Sarkis já adianta mais ou menos o repertório a ser mostrado: "Basicamente o mesmo do nosso último concerto, quando tocamos peças nordestinas como a gonzaguiana de Ciro Pereira, a suíte nordestina de Duda, Royal Cinema de Tonheca Dantas com arranjos de Gilberto Cabral. E deveremos acrescentar um choro de K-Ximbinho, outro potiguar, além de duas peças chinesas. E por aí vai". O concerto estava agendado, inicialmente, para dezembro. Segundo Sarkis, há um processo lento e burocrático de envio de passaportes e crivos para imigração.

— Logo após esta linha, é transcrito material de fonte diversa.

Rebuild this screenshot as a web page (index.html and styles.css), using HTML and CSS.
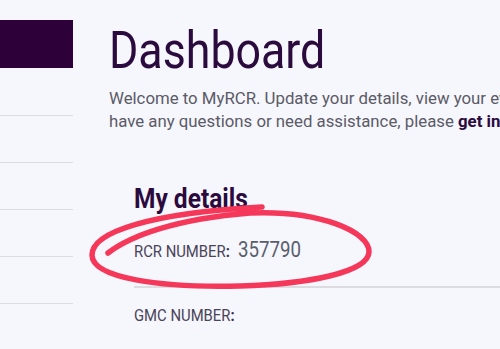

 ORQUESTRA SINFÔNICA DO RIO GRANDE DO NORTE
Maestro brasileiro radicado nos EUA, regente e diretor artístico 
de orquestra no Texas, Linus Lerner é o responsável 
pelo intercâmbio da Sinfônica do RN com a China
  Fotografia: Rodrigo Sena/Tribuna do Norte

SAIBA MAIS

A Orquestra Sinfônica do RN foi criada através do Decreto n.6874-A de março de 1976 por iniciativa do então Secretário de Educação e Cultura, João Faustino, passando a pertencer aos quadros administrativos dessa Secretaria. O primeiro regente foi o Maestro Mário Câncio Justo dos Santos, que organizou e regeu a orquestra por 10 anos. A princípio contava com um quadro de 23 músicos - apenas cinco residiam na cidade - executando um repertório barroco e camerístico. Em 1989 é integrada à estrutura básica administrativa da Fundação José Augusto, pelo Decreto n.10.338 e ingressam nela jovens músicos norte-rio-grandenses formados principalmente através do projeto UFRN-CSU da Cidade da Esperança, além de vários professores da UFRN que atuavam no projeto. O professor e maestro Oswaldo D'Amore passa a ser o novo regente, cargo no qual permaneceu durante 20 anos. A orquestra se amplia e passa contar com 60 músicos. Em 2007, assume a regência o maestro André Muniz. O padre Pedro Pereira foi último regente da OSRN, tendo regido a última apresentação da OSRN em dezembro de 2011, quando pediu demissão e a administração da Orquestra foi entregue aos músicos, que estabeleceram sistema de revezamento de maestros.